Right now, the prevailing scientific thought, heavily influenced by our understanding of dark energy and the accelerating expansion of the cosmos, points most strongly towards something rather chilling: the 'Big Freeze,' often called heat death. Imagine a slowly deflating balloon that never quite stops getting bigger, only it's not deflating, it's just thinning out, spreading its contents over an ever-increasing volume. In this scenario, the universe would continue to expand indefinitely, stretching galaxies further and further apart. Stars, bless their fiery hearts, can't burn forever. They'd eventually run out of fuel, dimming into white dwarfs, then neutron stars, and finally, black holes. Over unimaginable eons, even these black holes would evaporate through Hawking radiation, leaving behind a truly desolate, incredibly vast, and utterly cold void of fundamental particles.

It's a gradual, drawn-out demise, really, where the universe simply loses all usable energy, reaching a state of maximum entropy. Think of it like a cosmic library where all the books have been scattered, and there's no energy left to organize anything. There wouldn't be enough energy for any processes to occur, no light, no heat, just an eternal, silent darkness. Pretty bleak, huh? But based on current observational data, particularly the acceleration of cosmic expansion, this quiet fading away seems to be our most likely future.

However, what if the universe decided to go out with a bang… or rather, a terrifying rip? This brings us to the 'Big Rip' theory, a far more dramatic, though less likely, contender. If dark energy were to become even more powerful, or if it behaved in a particular, destructive way (what scientists sometimes call 'phantom energy'), its repulsive force could eventually overcome all other fundamental forces. First, galaxies would be torn apart. Then, individual stars and planets. Finally, even atoms themselves would be ripped into their constituent particles, and eventually, space-time itself would shred into an infinite singularity. It's an incredibly violent end, where everything – absolutely everything – ceases to exist as a coherent structure. It’s the ultimate deconstruction, if you will.

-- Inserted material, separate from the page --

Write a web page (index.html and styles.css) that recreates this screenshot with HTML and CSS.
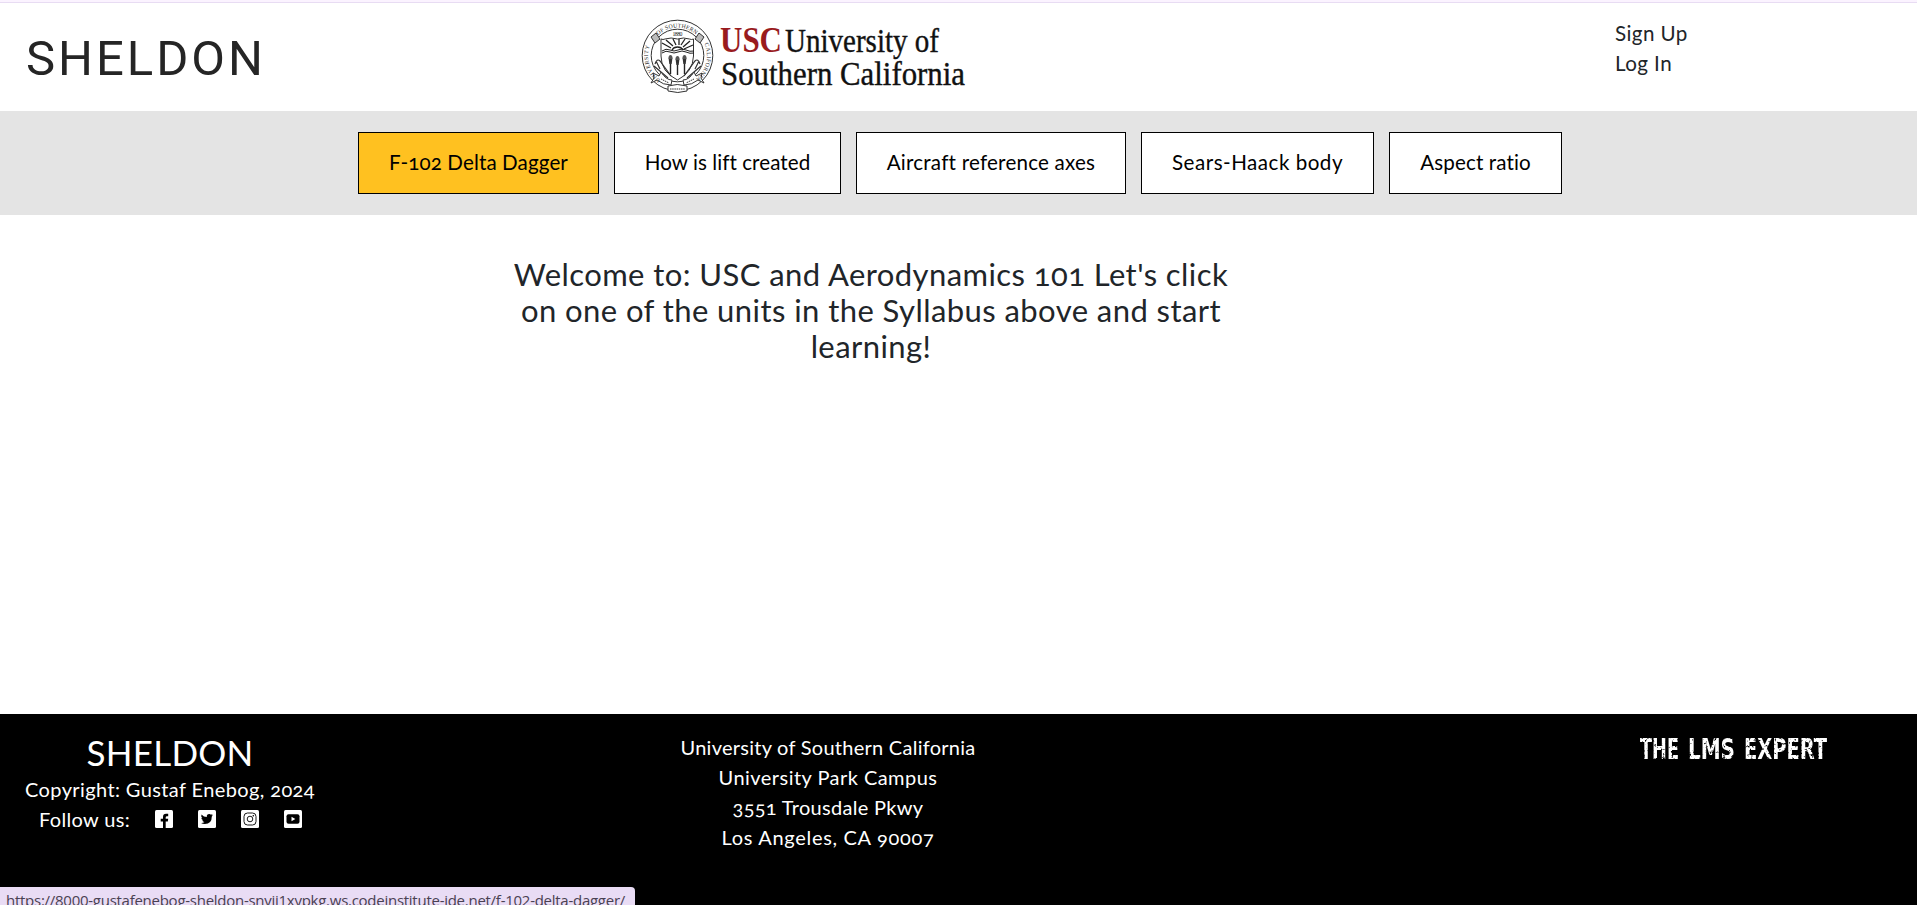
FILE: index.html
```html
<!DOCTYPE html>
<html lang="en">
<head>
<meta charset="utf-8">
<title>Sheldon</title>
<link rel="stylesheet" href="styles.css">
</head>
<body>
<header class="header">
  <svg class="brand" width="270" height="60" viewBox="0 30 270 60"><text x="23" y="74.500" font-size="49" textLength="237">SHELDON</text></svg>
  <svg class="usc" width="330" height="80" viewBox="640 16 330 80">
    <defs>
      <path id="arc-top" d="M657.500 36 A28 28 0 0 1 697.500 36"/>
      <path id="arc-left" d="M664 82 A29.500 29.500 0 0 1 652 41"/>
      <path id="arc-right" d="M703 41 A29.500 29.500 0 0 1 691 82"/>
      <g id="torch"><path d="M-1.8 0H1.8L1.2 5H-1.2Z" fill="#333"/><path d="M-2.2 0Q-2-4 0-4Q2-4 2.2 0Z" fill="#555"/><path d="M0 5V15" stroke="#222" stroke-width="1.4"/></g>
    </defs>
    <g fill="none" stroke="#333" stroke-width="1">
      <circle cx="677.5" cy="55.5" r="35.3"/>
      <circle cx="677.5" cy="55.5" r="26.3"/>
      <path fill="#fff" d="M661 39q2 1 4 0q6-2 12.500 0q6-2 12 0q2 1 4 0V56Q693 72 677.500 80Q661 72 661 56Z"/>
      <path d="M662 53q4-3 8-1t8 0t8 0t8 1M662 51q4-3 8-1t8 0t8 0t8 1" stroke="#222"/>
      <path d="M672 50a6 5 0 0 1 11 0M671 48L662 43M673 46L666 40M676 45L673 39M679 45V39M681 45L685 39M683 47L690 41M684 49L693 45" stroke="#222" stroke-width="1.300"/>
      <path fill="#bbb" d="M651 37l5-4 4 6-5 4zM699 33l5 4-4 6-5-4z"/>
      <path d="M655 64q2-6 5-3l11 15M700 64q-2-6-5-3l-11 15M654 66l14 12M701 66l-14 12M656 61l4 8M699 61l-4 8" stroke-width="1.200"/>
      <path fill="#fff" d="M653 73l6 3 2-4q5 8 11 8l-1 5q-8 0-14-5l-6 3 3-5zM702 73l-6 3-2-4q-5 8-11 8l1 5q8 0 14-5l6 3-3-5z"/>
      <path fill="#fff" d="M668 86q9-3 19 0v5q-9 3-19 0z"/>
      <path d="M670 89h15M661 79l8 4M694 79l-8 4" stroke-dasharray="1.500 .7"/>
    </g>
    <use href="#torch" x="670.500" y="59"/><use href="#torch" x="677.500" y="60"/><use href="#torch" x="684.500" y="59"/>
    <g class="seal-text"><text><textPath href="#arc-top" startOffset="1" textLength="41">OF SOUTHERN</textPath></text>
    <text><textPath href="#arc-left" startOffset="4" textLength="38">UNIVERSITY</textPath></text>
    <text><textPath href="#arc-right" startOffset="3" textLength="39">CALIFORNIA</textPath></text>
    <text x="672.500" y="35.500" textLength="10">1880</text></g>
    <text class="usc-red" x="720" y="52.300" textLength="62" lengthAdjust="spacingAndGlyphs">USC</text>
    <text class="usc-name" x="785" y="52.300" textLength="154" lengthAdjust="spacingAndGlyphs">University of</text>
    <text class="usc-name" x="721" y="84.500" textLength="244" lengthAdjust="spacingAndGlyphs">Southern California</text>
  </svg>
  <div class="account"><a>Sign Up</a><a>Log In</a></div>
</header>
<nav class="units">
  <a class="unit active">F-102 Delta Dagger</a>
  <a class="unit lift">How is lift created</a>
  <a class="unit axes">Aircraft reference axes</a>
  <a class="unit body">Sears-Haack body</a>
  <a class="unit ratio">Aspect ratio</a>
</nav>
<main class="main">
  <h1 class="welcome">Welcome to: USC and Aerodynamics 101 Let's click<br>on one of the units in the Syllabus above and start<br>learning!</h1>
</main>
<footer class="footer">
  <div class="about">
    <h2 class="foot-brand">SHELDON</h2>
    <p class="copyright">Copyright: Gustaf Enebog, 2024</p>
    <div class="follow"><span class="follow-label">Follow us:</span>
      <svg class="social" viewBox="0 0 18 18"><rect width="18" height="18" rx="1.500" fill="#fff"/><path d="M8 18V11.500H5.700V8.700H8V7Q8 3.800 11 3.800H13.200V6.200H12Q10.700 6.200 10.700 7.400V8.700H13.200L12.800 11.500H10.700V18Z"/></svg>
      <svg class="social" viewBox="0 0 18 18"><rect width="18" height="18" rx="1.500" fill="#fff"/><path d="M3.500 4.500Q5.700 7 8.800 7.100Q8.500 4 11.300 4Q12.300 4 13 4.700L14.600 4.100L13.700 5.500L15 5.200L13.800 6.500Q13.800 14 6.800 14Q4.600 14 3 13Q5 13.100 6.500 12Q4.700 11.800 4.200 10.300H5.200Q3.300 9.600 3.300 7.700L4.300 8Q2.600 6.600 3.500 4.500Z"/></svg>
      <svg class="social" viewBox="0 0 18 18"><rect width="18" height="18" rx="1.500" fill="#fff"/><rect x="3" y="3" width="12" height="12" rx="3.500" fill="none" stroke="#000" stroke-width=".9"/><circle cx="9" cy="9" r="2.800" fill="none" stroke="#000" stroke-width=".9"/><circle cx="12.300" cy="5.700" r=".8"/></svg>
      <svg class="social" viewBox="0 0 18 18"><rect width="18" height="18" rx="1.500" fill="#fff"/><rect x="2.500" y="4.300" width="13" height="9.400" rx="2"/><path d="M7.500 6.800V11.200L11.300 9Z" fill="#fff"/></svg>
    </div>
  </div>
  <address class="address"><span class="school">University of Southern California</span><span class="campus">University Park Campus</span><span class="street">3551 Trousdale Pkwy</span><span class="city">Los Angeles, CA 90007</span></address>
  <svg class="expert" width="190" height="36" viewBox="1639 731 190 36">
    <defs><filter id="worn" x="0" y="0" width="1" height="1"><feTurbulence type="fractalNoise" baseFrequency=".35" numOctaves="3" seed="4"/><feColorMatrix values="0 0 0 0 0 0 0 0 0 0 0 0 0 0 0 -5 0 0 0 3.900"/><feComposite in="SourceGraphic" operator="in"/></filter></defs>
    <g filter="url(#worn)"><text x="1640" y="759" textLength="39" lengthAdjust="spacingAndGlyphs">THE</text><text x="1688" y="759" textLength="47" lengthAdjust="spacingAndGlyphs">LMS</text><text x="1744" y="759" textLength="83" lengthAdjust="spacingAndGlyphs">EXPERT</text></g>
  </svg>
</footer>
<div class="status">https://8000-gustafenebog-sheldon-snvji1xypkg.ws.codeinstitute-ide.net/f-102-delta-dagger/</div>
</body>
</html>
```
FILE: styles.css
```css
* { box-sizing: border-box; }
body { margin: 0; height: 905px; overflow: hidden; display: flex; flex-direction: column; position: relative; background: #fff; color: #212529; font: 400 20px/30px Lato, sans-serif; font-variant-numeric: oldstyle-nums; }
p, h1, h2 { margin: 0; }

.header { height: 111px; flex: none; display: flex; border-top: 2px solid #fbf3ff; padding-top: 1px; box-shadow: inset 0 1px #e8dcf3; }
.brand { margin: 27px 0 0 3px; fill: #252525; font-family: Roboto, sans-serif; flex: none; }
.usc { margin: 13px 0 0 367px; flex: none; font-family: "Liberation Serif", serif; }
.usc-red { fill: #991b1e; font-size: 36px; font-weight: bold; }
.usc-name { fill: #111; font-size: 34px; stroke: #111; stroke-width: .4px; }
.seal-text { font-size: 5.8px; fill: #222; }
.account { margin: 15px 0 0 645px; display: flex; flex-direction: column; font-size: 20.6px; letter-spacing: .42px; }

.units { height: 104px; flex: none; background: #e4e4e4; padding: 21px 0 0 358px; display: flex; gap: 15px; }
.unit { height: 62px; width: 241px; padding-bottom: 2px; border: 1px solid #000; background: #fff; color: #000; display: flex; align-items: center; justify-content: center; white-space: nowrap; font-size: 20.6px; letter-spacing: .11px; }
.active { background: #ffc120; }
.lift { width: 227px; letter-spacing: .06px; }
.axes { width: 270px; letter-spacing: .21px; }
.body { width: 233px; letter-spacing: .5px; }
.ratio { width: 173px; letter-spacing: .12px; }

.main { flex: 1; padding: 41px 0 0 490px; }
.welcome { width: 762px; text-align: center; font-size: 31px; line-height: 36px; font-weight: 400; letter-spacing: .43px; white-space: nowrap; }

.footer { height: 191px; flex: none; background: #000; color: #fff; display: flex; padding-top: 18px; }
.about { width: 340px; text-align: center; }
.foot-brand { font-size: 35px; line-height: 40px; padding-bottom: 2px; font-weight: 400; letter-spacing: .25px; }
.copyright { letter-spacing: .39px; }
.follow { display: flex; align-items: center; padding-left: 39px; gap: 25px; }
.follow-label { width: 91px; letter-spacing: .33px; white-space: nowrap; }
.social { width: 18px; height: 18px; }
.address { margin-left: 338px; width: 300px; display: flex; flex-direction: column; align-items: center; font-style: normal; }
.school { letter-spacing: .26px; }
.campus { letter-spacing: .46px; }
.street { letter-spacing: .31px; }
.city { letter-spacing: .69px; }
.expert { margin: -1px 0 0 661px; fill: #fff; font: bold 28px "DejaVu Sans Condensed", sans-serif; }

.status { position: absolute; left: 0; bottom: 0; width: 635px; height: 18px; overflow: hidden; padding: 3px 6px; background: #e9dcf5; color: #494152; border-top-right-radius: 4px; font: 15px/20px "Open Sans", sans-serif; font-variant-numeric: normal; letter-spacing: -.266px; white-space: nowrap; }
```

And then there's the 'Big Crunch.' This one feels almost poetic, a reversal of the Big Bang. If the universe contained enough matter and energy, its collective gravitational pull might eventually halt the expansion and then reverse it, causing everything to fall back in on itself, collapsing into an incredibly hot, dense singularity – perhaps even setting the stage for another Big Bang in a cyclical universe. While a captivating idea, our current understanding of cosmic expansion, which shows the universe accelerating, pretty much rules out the Big Crunch. The universe isn't just expanding; it's speeding up, making a gravitational collapse seem increasingly improbable.

Beyond these leading candidates, there are other truly mind-bending theories, the kind that make your head spin a little. Imagine 'Vacuum Decay,' where a bubble of a lower-energy 'true vacuum' spontaneously appears somewhere in the cosmos and expands at the speed of light, fundamentally altering the laws of physics as we know them, potentially annihilating everything in its path. Or perhaps our universe is just one in an infinite 'multiverse,' with its own beginning and end, but the overall system persists.

Ultimately, the universe's final chapter remains unwritten, a grand mystery we're still actively trying to piece together. While the Big Freeze stands as the frontrunner today, the sheer scale of cosmic time and the subtleties of dark energy mean that future discoveries could always shift our understanding. It’s a humbling thought, isn't it? That even with all our knowledge, the ultimate fate of everything we know and love remains a cosmic secret, waiting to be unveiled by future generations, or perhaps, to unfold silently over unimaginable eons.